5. Monitor and evaluate progress
When the parts of the plan have been confirmed and start to be implemented, the process is not yet over. As long as the project continues and remains active, continuous evaluation and monitoring of progress is required and, if necessary, actions are taken to implement the changes.
Why is it necessary to compile a financial sustainability plan?
Drafting a financial sustainability plan certainly takes time, but it carries a series of benefits. This means:
- More attention to actual work: it is possible to perform more freely what has been decided to be done, because the focus will be on the mission and the result, not on daily survival.

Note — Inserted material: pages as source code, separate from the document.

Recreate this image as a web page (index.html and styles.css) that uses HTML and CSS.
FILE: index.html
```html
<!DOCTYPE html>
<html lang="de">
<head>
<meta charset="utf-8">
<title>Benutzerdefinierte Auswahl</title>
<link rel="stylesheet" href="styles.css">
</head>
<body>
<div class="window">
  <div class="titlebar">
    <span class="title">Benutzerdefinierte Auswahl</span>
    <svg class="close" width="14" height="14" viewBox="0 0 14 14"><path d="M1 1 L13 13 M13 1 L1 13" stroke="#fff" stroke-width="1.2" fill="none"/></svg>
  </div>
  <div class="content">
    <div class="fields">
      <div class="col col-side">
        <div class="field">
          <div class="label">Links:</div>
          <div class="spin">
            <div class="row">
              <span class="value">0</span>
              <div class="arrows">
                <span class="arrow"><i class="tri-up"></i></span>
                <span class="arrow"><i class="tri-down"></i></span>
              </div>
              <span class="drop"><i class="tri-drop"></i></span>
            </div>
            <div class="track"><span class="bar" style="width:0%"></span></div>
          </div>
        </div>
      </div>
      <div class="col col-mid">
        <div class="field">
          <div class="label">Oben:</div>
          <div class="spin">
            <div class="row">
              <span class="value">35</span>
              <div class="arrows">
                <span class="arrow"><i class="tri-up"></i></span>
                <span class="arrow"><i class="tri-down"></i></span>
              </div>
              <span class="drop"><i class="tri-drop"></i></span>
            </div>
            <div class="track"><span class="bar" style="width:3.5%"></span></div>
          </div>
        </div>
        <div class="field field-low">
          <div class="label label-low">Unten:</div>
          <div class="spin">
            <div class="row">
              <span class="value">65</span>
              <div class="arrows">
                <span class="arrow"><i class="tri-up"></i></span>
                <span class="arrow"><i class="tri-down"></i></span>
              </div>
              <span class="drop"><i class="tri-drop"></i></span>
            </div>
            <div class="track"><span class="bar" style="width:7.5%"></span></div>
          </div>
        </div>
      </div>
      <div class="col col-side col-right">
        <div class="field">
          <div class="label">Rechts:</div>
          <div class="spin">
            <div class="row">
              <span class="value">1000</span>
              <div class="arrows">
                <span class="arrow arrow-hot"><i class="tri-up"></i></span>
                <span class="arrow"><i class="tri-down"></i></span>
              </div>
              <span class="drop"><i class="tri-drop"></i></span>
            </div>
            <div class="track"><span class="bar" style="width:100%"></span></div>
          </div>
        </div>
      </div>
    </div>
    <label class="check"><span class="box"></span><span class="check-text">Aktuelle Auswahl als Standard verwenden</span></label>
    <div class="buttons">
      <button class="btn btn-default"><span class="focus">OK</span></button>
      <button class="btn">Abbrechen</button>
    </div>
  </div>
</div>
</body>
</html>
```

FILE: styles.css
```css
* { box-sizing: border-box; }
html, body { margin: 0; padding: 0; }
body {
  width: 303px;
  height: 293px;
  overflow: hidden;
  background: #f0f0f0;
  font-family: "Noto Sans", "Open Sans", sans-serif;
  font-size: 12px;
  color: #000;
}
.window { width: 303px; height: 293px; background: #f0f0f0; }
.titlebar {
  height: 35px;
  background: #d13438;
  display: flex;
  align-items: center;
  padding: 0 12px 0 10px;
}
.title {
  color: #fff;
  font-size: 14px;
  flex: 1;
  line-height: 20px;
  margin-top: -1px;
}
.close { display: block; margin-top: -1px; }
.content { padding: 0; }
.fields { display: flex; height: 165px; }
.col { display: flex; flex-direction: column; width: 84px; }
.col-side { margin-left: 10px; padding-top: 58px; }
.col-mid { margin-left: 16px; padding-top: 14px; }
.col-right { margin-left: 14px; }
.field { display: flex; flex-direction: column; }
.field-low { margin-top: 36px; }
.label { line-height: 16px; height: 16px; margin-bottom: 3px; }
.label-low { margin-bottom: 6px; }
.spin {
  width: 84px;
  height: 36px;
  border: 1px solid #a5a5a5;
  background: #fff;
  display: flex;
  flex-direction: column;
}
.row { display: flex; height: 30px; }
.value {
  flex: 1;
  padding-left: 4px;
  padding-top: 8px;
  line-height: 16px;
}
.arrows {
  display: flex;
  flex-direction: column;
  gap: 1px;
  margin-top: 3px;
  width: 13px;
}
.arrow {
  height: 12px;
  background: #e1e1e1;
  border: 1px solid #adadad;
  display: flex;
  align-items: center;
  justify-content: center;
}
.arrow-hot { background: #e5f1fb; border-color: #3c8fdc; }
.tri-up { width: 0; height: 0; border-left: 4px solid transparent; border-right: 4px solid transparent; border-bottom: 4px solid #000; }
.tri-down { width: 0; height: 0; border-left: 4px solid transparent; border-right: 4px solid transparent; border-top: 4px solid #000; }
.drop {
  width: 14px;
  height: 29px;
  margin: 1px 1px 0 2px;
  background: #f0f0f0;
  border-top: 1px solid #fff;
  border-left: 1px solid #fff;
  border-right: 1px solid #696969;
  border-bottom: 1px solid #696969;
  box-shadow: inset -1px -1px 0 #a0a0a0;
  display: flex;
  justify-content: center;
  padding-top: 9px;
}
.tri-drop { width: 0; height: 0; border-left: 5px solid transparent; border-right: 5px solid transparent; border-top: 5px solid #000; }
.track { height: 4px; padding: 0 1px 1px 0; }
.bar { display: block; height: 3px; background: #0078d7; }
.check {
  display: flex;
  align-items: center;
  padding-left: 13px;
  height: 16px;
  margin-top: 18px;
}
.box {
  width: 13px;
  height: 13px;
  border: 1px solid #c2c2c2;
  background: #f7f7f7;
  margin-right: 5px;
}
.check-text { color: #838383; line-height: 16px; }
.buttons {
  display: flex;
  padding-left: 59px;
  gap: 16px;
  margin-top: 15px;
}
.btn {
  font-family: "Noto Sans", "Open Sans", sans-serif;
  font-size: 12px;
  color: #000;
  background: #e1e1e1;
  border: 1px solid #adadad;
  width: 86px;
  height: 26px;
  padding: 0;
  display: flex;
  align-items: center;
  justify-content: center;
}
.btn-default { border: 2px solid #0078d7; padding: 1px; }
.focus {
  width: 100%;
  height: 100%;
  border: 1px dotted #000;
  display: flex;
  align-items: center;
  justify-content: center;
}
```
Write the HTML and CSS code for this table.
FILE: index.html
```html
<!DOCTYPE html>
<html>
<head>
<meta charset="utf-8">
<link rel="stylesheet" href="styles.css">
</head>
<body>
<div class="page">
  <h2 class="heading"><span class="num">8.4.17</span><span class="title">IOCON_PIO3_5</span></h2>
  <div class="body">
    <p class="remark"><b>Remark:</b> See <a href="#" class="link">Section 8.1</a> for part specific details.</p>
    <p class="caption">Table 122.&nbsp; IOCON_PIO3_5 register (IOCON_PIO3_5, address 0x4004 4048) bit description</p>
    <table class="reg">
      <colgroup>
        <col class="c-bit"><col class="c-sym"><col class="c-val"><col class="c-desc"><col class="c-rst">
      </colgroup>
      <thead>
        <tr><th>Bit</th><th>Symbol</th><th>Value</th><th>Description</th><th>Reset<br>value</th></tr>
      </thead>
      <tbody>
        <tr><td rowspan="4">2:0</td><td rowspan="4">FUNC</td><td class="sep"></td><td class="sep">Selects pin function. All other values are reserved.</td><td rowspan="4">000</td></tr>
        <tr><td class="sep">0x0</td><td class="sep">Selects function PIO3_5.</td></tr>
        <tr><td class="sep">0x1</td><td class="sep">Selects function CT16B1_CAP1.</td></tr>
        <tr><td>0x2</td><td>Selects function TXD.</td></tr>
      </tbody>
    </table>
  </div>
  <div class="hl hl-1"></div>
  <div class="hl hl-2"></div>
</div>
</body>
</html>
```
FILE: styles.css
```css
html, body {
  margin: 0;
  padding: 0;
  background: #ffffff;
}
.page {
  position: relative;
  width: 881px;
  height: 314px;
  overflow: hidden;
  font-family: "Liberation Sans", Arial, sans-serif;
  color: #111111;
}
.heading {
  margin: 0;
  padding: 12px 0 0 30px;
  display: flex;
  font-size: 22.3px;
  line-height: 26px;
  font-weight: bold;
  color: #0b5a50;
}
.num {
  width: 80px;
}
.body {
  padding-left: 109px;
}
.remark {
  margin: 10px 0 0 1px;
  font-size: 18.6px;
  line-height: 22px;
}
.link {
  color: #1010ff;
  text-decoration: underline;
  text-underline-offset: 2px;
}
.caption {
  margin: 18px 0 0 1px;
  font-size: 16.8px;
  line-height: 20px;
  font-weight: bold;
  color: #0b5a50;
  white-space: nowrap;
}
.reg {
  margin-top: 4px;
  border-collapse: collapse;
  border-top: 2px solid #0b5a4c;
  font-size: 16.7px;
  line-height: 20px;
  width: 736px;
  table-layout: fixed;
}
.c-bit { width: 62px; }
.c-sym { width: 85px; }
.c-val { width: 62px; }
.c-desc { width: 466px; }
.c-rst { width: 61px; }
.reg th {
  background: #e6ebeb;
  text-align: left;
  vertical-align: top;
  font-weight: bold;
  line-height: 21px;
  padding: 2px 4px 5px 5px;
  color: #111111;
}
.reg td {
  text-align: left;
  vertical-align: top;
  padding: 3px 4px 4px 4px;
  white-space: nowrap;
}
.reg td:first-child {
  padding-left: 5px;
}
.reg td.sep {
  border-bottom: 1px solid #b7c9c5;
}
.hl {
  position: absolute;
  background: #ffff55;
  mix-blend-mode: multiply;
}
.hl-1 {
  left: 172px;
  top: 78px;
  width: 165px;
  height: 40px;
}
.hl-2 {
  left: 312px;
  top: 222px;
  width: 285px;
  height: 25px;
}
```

- Becoming more competitive in the field: for instance, more money allows you to hire more and better staff, which, once again, enables you to do more to achieve your goal.
- Easier transitions: a plan can help the organization to successfully overcome a temporary exhaustion of funding.
- Support from investors: sometimes you have no choice, because some investors explicitly require the development of a plan for the financial sustainability of a project as a condition for their funding.
When should a financial sustainability plan be developed?
The answer is straightforward: it is never too early to start planning the financial sustainability of a project.
Planning should take place as soon as the project begins.
Even if the organization has been on the market for some time and holds a very good position, this is no excuse to develop a financial sustainability plan for each of its individual projects.
In short, developing a financial sustainability plan, like any other plan, requires a lot of work to be done in the right way.
However, by creating an effective financial sustainability plan, members of an organization will be able to achieve more to convert goals into reality and accomplish their mission.